Jean-Bernard Métais and Akito Métais-Nagata

Jean-Bernard Métais is an unusual figure in French wine. Known internationally as a sculptor whose monumental works are exhibited from Le Mans to Seoul, he is also the 20th generation of his family to tend vineyards in Jasnières. In 1976, upon finishing his studies at Beaux-Arts de Paris, Jean-Bernard returned to Courdemanche and began vinifying the family vines — a lineage that dates back to the 16th century.

Jean-Bernard works alongside his wife, Keiko Nagata, and their children Akito and Sola Métais-Nagata, who have recently joined as the twenty-first. Together, the family runs the domaine in rare harmony, each bringing their own sensitivity to the wines. The Métais family story is remarkable even in a region steeped in history: in 1740, a royal decree from Louis XV granted them the right to export their wines. Most of the vineyards were planted in 1903 just after phylloxera, and now the average vine age is 80 years old.

At about 3 hectares, the vineyard is planted on a gentle, south-facing slope of soils scattered with pebbles of microcrystalline quartz. All vines are sculpted into gobelets, in the fashion preceding the trellis and mechanised labour. The parcels have never seen any herbicides, pesticides, or any products other than Bordeaux mixture.
The soil here is pure Jasnières — clay, limestone, and flint over chalky tuffeau — producing wines of tension, energy, and astonishing longevity. Nothing is rushed at Métais. Chenin and Pineau d’Aunis are harvested in five to six successive passes, and again sorted by maturity, allowing each berry to be picked at perfect maturity. In some years harvest can go on for two months, as the grapes ripen and increase in concentration on the vine.

Fermentation relies on indigenous yeasts. No products other than copper have ever been used in the vineyard — even in the 1960s, when chemicals swept through the Loire. Since 2015, the wines are bottled unfiltered, or at most gently filtered “à la plaque de coton,” as is done with fruit juice. Élevage is long by any standard; two years minimum for the Chenins, and between three and seven years for the grand liquoreux, which are only made two to three times per decade. Sulfur use is minimal, and reserved mainly for protecting barrels during élevage. The family cave itself is a living archive of viticulture. Bottles from 1834, 1870, 1921, and 1949 still rest here in perfect condition — silent witnesses to the extraordinary longevity of Métais wines.
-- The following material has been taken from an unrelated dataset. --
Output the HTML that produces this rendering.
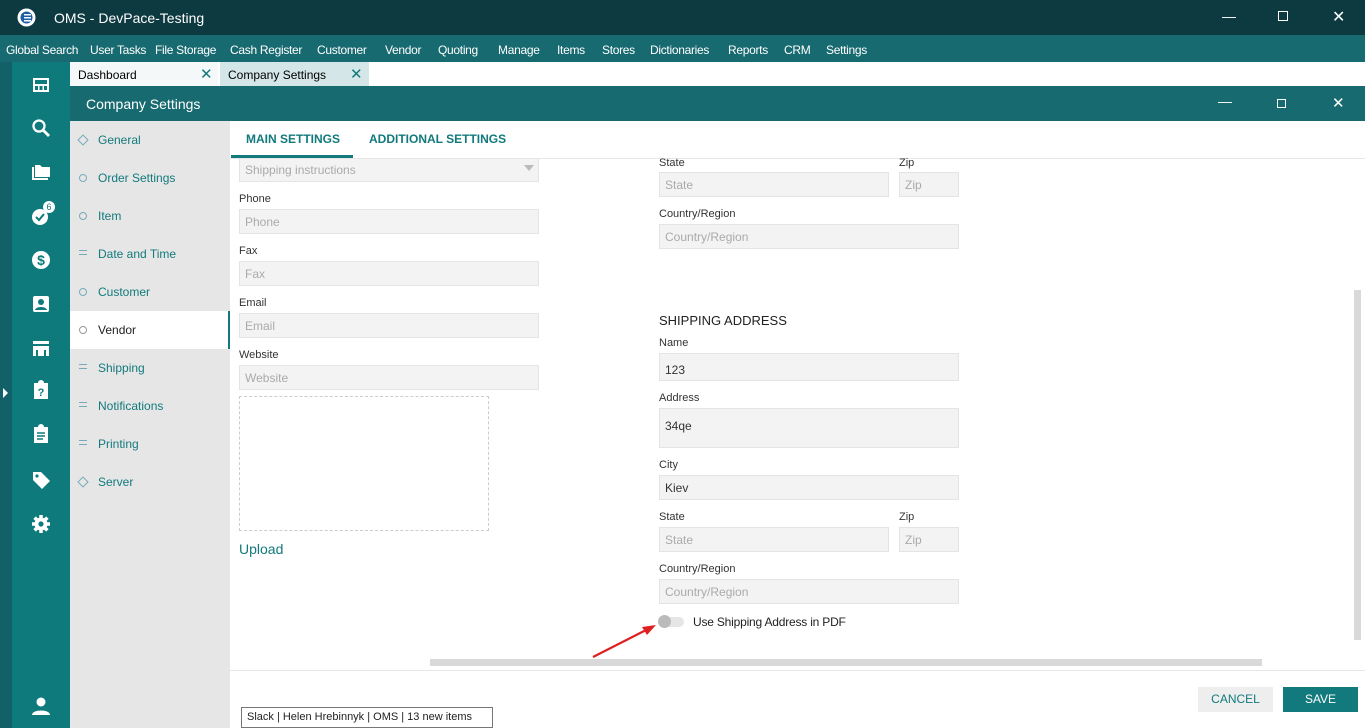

They rest in the winery’s labyrinthine cellar, carved into the bedrock filled with a continuous reserve of the family’s work since the 18th century. Walking through the cellar, one sees the vineyard from the inside-out. The walls and ceiling are gorging with crystals of mineral clay and silica with fossils embedded on every surface.
The cellar also reflects the history of winemaking in France during modern times. For example, the larger chambers at the front, where the first wines were made, and some chambers carved entirely out of sight and out of reach, were where wine was hidden from the occupying forces during the First and Second World Wars.

Thus, the wines themselves form a dialogue between past and present. Silex and Éole, two dry Chenins, are crafted from three separate harvest passages, each bringing acidity, structure, or aromatic generosity to the final blend. Silex leans toward minerality and precision, while Éole offers more breadth and perfume. Hypérion, produced only three to five times per decade and aged for four to six years, is oxidative and ageworthy, carrying notes of baked apple, nuts, and spice.

At the pinnacle of the estate are the liquoreux wines, Passerillé and Grand Passerillé, produced only when nature allows. The Métais family’s connection to Château d’Yquem, begun in the 1930s when Jean-Bernard’s grandfather exchanged wines with the Sauternes estate, remains alive today. When Yquem’s maître de chai visited to taste Passerillé 2018, he was astonished by the purity and balance achieved with such low levels of sulfur. Jean-Bernard explains that the secret is to never force fermentation or dictate final sugar levels; the wines decide for themselves, which is why Grand Passerillé is made only twice per decade. This philosophy — allowing Chenin to find its own equilibrium rather than being pushed toward dryness — is a defining mark of Métais. In youth, the whites show a luminous purity with white peach and salt-etched precision. Across vintages, Chenin ranges from bone-dry to gently sweet when the year calls for it, always led by equilibrium rather than intervention.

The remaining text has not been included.